- What the exercise asks -
Give an exact transcription of every line, dropping the images.

>> BEGIN Given data

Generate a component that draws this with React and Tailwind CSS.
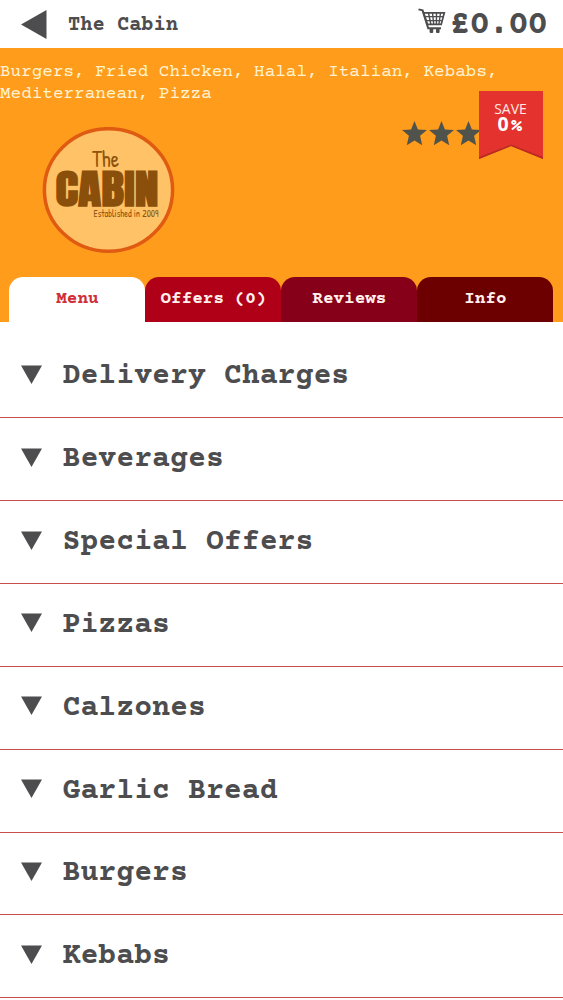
const CATEGORIES = [
  'Delivery Charges',
  'Beverages',
  'Special Offers',
  'Pizzas',
  'Calzones',
  'Garlic Bread',
  'Burgers',
  'Kebabs',
];

const TABS = [
  { label: 'Menu', style: 'bg-white text-[#cf3037]' },
  { label: 'Offers (0)', style: 'bg-[#b00018] text-[#fff0ec]' },
  { label: 'Reviews', style: 'bg-[#870019] text-[#fff0ec]' },
  { label: 'Info', style: 'bg-[#6c0000] text-[#fff0ec]' },
];

function Cart() {
  return (
    <svg className="h-[26px] w-7 shrink-0" viewBox="0 0 28 26" fill="none" stroke="#4d4d4f">
      <path d="M0.5 1.4 L4.6 2.4 L10.2 20.2 H23" strokeWidth="2" />
      <path d="M5.6 4.8 H26.3 L23.2 16.4 H9.4 Z" strokeWidth="1.7" />
      <path d="M7.3 8.6 H25 M8.4 12.6 H23.8 M10.5 5 L13 17 M14.5 5 L15.8 17 M18.5 5 L18.4 17 M22.5 5 L20.8 17" strokeWidth="1.4" />
      <rect x="11.6" y="20.5" width="3.6" height="4.4" rx="1" fill="#4d4d4f" stroke="none" />
      <rect x="18" y="20.5" width="3.6" height="4.4" rx="1" fill="#4d4d4f" stroke="none" />
    </svg>
  );
}

function Star() {
  return (
    <svg className="h-[25px] w-[25px] shrink-0" viewBox="0 0 25 25">
      <path
        d="M12.5 0 L15.9 8.4 L25 9.1 L18.1 14.8 L20.2 24.2 L12.5 19.4 L4.8 24.2 L6.9 14.8 L0 9.1 L9.1 8.4 Z"
        fill="#50534b"
      />
    </svg>
  );
}

function Logo() {
  return (
    <svg className="ml-[42px] mt-[25px] h-[128px] w-[134px]" viewBox="0 0 134 128">
      <ellipse cx="66.5" cy="63" rx="64.1" ry="61.3" fill="#ffc266" stroke="#df5b12" strokeWidth="3.5" />
      <text x="50" y="39.5" textLength="27" lengthAdjust="spacingAndGlyphs" fontFamily="'Patrick Hand', Lato, sans-serif" fontSize="23" fill="#8d540e">The</text>
      <text x="13.5" y="79" textLength="103" lengthAdjust="spacingAndGlyphs" fontFamily="Anton, 'Open Sans', sans-serif" fontWeight="700" fontSize="40" fill="#8a500b">CABIN</text>
      <text x="51.5" y="89.5" textLength="65" lengthAdjust="spacingAndGlyphs" fontFamily="'Patrick Hand', Lato, sans-serif" fontSize="11" fill="#8d540e">Established in 2009</text>
    </svg>
  );
}

function Ribbon() {
  return (
    <div className="absolute right-5 top-[43px] h-[68px] w-16 text-center text-white">
      <svg className="absolute inset-0 h-full w-full" viewBox="0 0 64 68">
        <path d="M0 0 H64 V68 L32 55 L0 68 Z" fill="#e4322e" />
        <path d="M0 68 L32 55 L64 68 V66 L32 53.5 L0 66 Z" fill="#b92b22" />
      </svg>
      <div className="relative pr-px pt-[10px] font-['Open_Sans',sans-serif] text-[14px] leading-[15px] text-[#ffe9e2]">SAVE</div>
      <div className="relative -mt-px pr-0.5 font-['Open_Sans',sans-serif] text-[19.5px] font-bold leading-[17px]">
        0<span className="ml-0.5 font-['Courier_Prime','Liberation_Mono',monospace]">%</span>
      </div>
    </div>
  );
}

export default function App() {
  return (
    <div className="flex h-[1000px] w-[563px] flex-col overflow-hidden bg-white font-['Courier_Prime','Liberation_Mono',monospace] text-[#4d4d4f]">
      <header className="flex h-12 shrink-0 items-center pl-[21px] pr-4">
        <svg className="h-[30px] w-[26px]" viewBox="0 0 26 30">
          <path d="M0 15.5 L25.5 1 V30 Z" fill="#4d4d4f" />
        </svg>
        <h1 className="ml-[21px] pt-1 text-[20.4px] font-bold leading-6">The Cabin</h1>
        <div className="ml-auto flex items-center">
          <div className="-mt-1.5 mr-1">
            <Cart />
          </div>
          <span className="pt-1 text-[34px] font-bold leading-10 tracking-[-1px]">£0.00</span>
        </div>
      </header>

      <section className="relative flex h-[274px] shrink-0 flex-col bg-[#ff9c1b]">
        <p className="h-[54px] w-[510px] pt-[13px] text-[17.67px] leading-[22px] text-[#fff3d2]">
          Burgers, Fried Chicken, Halal, Italian, Kebabs, Mediterranean, Pizza
        </p>
        <Logo />
        <div className="absolute left-[402px] top-[73px] flex gap-[2px]">
          <Star />
          <Star />
          <Star />
        </div>
        <Ribbon />
        <nav className="mt-auto flex h-[45px] pl-[9.4px] pr-[9.6px]">
          {TABS.map((tab) => (
            <button
              key={tab.label}
              className={`flex-1 whitespace-nowrap rounded-t-[14px] pb-px text-[17.67px] font-bold leading-5 ${tab.style}`}
            >
              {tab.label}
            </button>
          ))}
        </nav>
      </section>

      <ul className="flex flex-col pt-[13.5px]">
        {CATEGORIES.map((name) => (
          <li
            key={name}
            className="flex h-[82.85px] shrink-0 items-center border-b-[1.5px] border-[#c64c4e] pb-1 pl-[21px]"
          >
            <svg className="h-[19px] w-[21px]" viewBox="0 0 21 19">
              <path d="M0 0.5 H21 L10.5 19 Z" fill="#4d4d4f" />
            </svg>
            <span className="ml-[20.5px] pt-1.5 text-[29.9px] font-bold leading-9">{name}</span>
          </li>
        ))}
      </ul>
    </div>
  );
}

>> END Given data

- Full output -
Generate a component that draws this with React and Tailwind CSS.
const CATEGORIES = [
  'Delivery Charges',
  'Beverages',
  'Special Offers',
  'Pizzas',
  'Calzones',
  'Garlic Bread',
  'Burgers',
  'Kebabs',
];

const TABS = [
  { label: 'Menu', style: 'bg-white text-[#cf3037]' },
  { label: 'Offers (0)', style: 'bg-[#b00018] text-[#fff0ec]' },
  { label: 'Reviews', style: 'bg-[#870019] text-[#fff0ec]' },
  { label: 'Info', style: 'bg-[#6c0000] text-[#fff0ec]' },
];

function Cart() {
  return (
    <svg className="h-[26px] w-7 shrink-0" viewBox="0 0 28 26" fill="none" stroke="#4d4d4f">
      <path d="M0.5 1.4 L4.6 2.4 L10.2 20.2 H23" strokeWidth="2" />
      <path d="M5.6 4.8 H26.3 L23.2 16.4 H9.4 Z" strokeWidth="1.7" />
      <path d="M7.3 8.6 H25 M8.4 12.6 H23.8 M10.5 5 L13 17 M14.5 5 L15.8 17 M18.5 5 L18.4 17 M22.5 5 L20.8 17" strokeWidth="1.4" />
      <rect x="11.6" y="20.5" width="3.6" height="4.4" rx="1" fill="#4d4d4f" stroke="none" />
      <rect x="18" y="20.5" width="3.6" height="4.4" rx="1" fill="#4d4d4f" stroke="none" />
    </svg>
  );
}

function Star() {
  return (
    <svg className="h-[25px] w-[25px] shrink-0" viewBox="0 0 25 25">
      <path
        d="M12.5 0 L15.9 8.4 L25 9.1 L18.1 14.8 L20.2 24.2 L12.5 19.4 L4.8 24.2 L6.9 14.8 L0 9.1 L9.1 8.4 Z"
        fill="#50534b"
      />
    </svg>
  );
}

function Logo() {
  return (
    <svg className="ml-[42px] mt-[25px] h-[128px] w-[134px]" viewBox="0 0 134 128">
      <ellipse cx="66.5" cy="63" rx="64.1" ry="61.3" fill="#ffc266" stroke="#df5b12" strokeWidth="3.5" />
      <text x="50" y="39.5" textLength="27" lengthAdjust="spacingAndGlyphs" fontFamily="'Patrick Hand', Lato, sans-serif" fontSize="23" fill="#8d540e">The</text>
      <text x="13.5" y="79" textLength="103" lengthAdjust="spacingAndGlyphs" fontFamily="Anton, 'Open Sans', sans-serif" fontWeight="700" fontSize="40" fill="#8a500b">CABIN</text>
      <text x="51.5" y="89.5" textLength="65" lengthAdjust="spacingAndGlyphs" fontFamily="'Patrick Hand', Lato, sans-serif" fontSize="11" fill="#8d540e">Established in 2009</text>
    </svg>
  );
}

function Ribbon() {
  return (
    <div className="absolute right-5 top-[43px] h-[68px] w-16 text-center text-white">
      <svg className="absolute inset-0 h-full w-full" viewBox="0 0 64 68">
        <path d="M0 0 H64 V68 L32 55 L0 68 Z" fill="#e4322e" />
        <path d="M0 68 L32 55 L64 68 V66 L32 53.5 L0 66 Z" fill="#b92b22" />
      </svg>
      <div className="relative pr-px pt-[10px] font-['Open_Sans',sans-serif] text-[14px] leading-[15px] text-[#ffe9e2]">SAVE</div>
      <div className="relative -mt-px pr-0.5 font-['Open_Sans',sans-serif] text-[19.5px] font-bold leading-[17px]">
        0<span className="ml-0.5 font-['Courier_Prime','Liberation_Mono',monospace]">%</span>
      </div>
    </div>
  );
}

export default function App() {
  return (
    <div className="flex h-[1000px] w-[563px] flex-col overflow-hidden bg-white font-['Courier_Prime','Liberation_Mono',monospace] text-[#4d4d4f]">
      <header className="flex h-12 shrink-0 items-center pl-[21px] pr-4">
        <svg className="h-[30px] w-[26px]" viewBox="0 0 26 30">
          <path d="M0 15.5 L25.5 1 V30 Z" fill="#4d4d4f" />
        </svg>
        <h1 className="ml-[21px] pt-1 text-[20.4px] font-bold leading-6">The Cabin</h1>
        <div className="ml-auto flex items-center">
          <div className="-mt-1.5 mr-1">
            <Cart />
          </div>
          <span className="pt-1 text-[34px] font-bold leading-10 tracking-[-1px]">£0.00</span>
        </div>
      </header>

      <section className="relative flex h-[274px] shrink-0 flex-col bg-[#ff9c1b]">
        <p className="h-[54px] w-[510px] pt-[13px] text-[17.67px] leading-[22px] text-[#fff3d2]">
          Burgers, Fried Chicken, Halal, Italian, Kebabs, Mediterranean, Pizza
        </p>
        <Logo />
        <div className="absolute left-[402px] top-[73px] flex gap-[2px]">
          <Star />
          <Star />
          <Star />
        </div>
        <Ribbon />
        <nav className="mt-auto flex h-[45px] pl-[9.4px] pr-[9.6px]">
          {TABS.map((tab) => (
            <button
              key={tab.label}
              className={`flex-1 whitespace-nowrap rounded-t-[14px] pb-px text-[17.67px] font-bold leading-5 ${tab.style}`}
            >
              {tab.label}
            </button>
          ))}
        </nav>
      </section>

      <ul className="flex flex-col pt-[13.5px]">
        {CATEGORIES.map((name) => (
          <li
            key={name}
            className="flex h-[82.85px] shrink-0 items-center border-b-[1.5px] border-[#c64c4e] pb-1 pl-[21px]"
          >
            <svg className="h-[19px] w-[21px]" viewBox="0 0 21 19">
              <path d="M0 0.5 H21 L10.5 19 Z" fill="#4d4d4f" />
            </svg>
            <span className="ml-[20.5px] pt-1.5 text-[29.9px] font-bold leading-9">{name}</span>
          </li>
        ))}
      </ul>
    </div>
  );
}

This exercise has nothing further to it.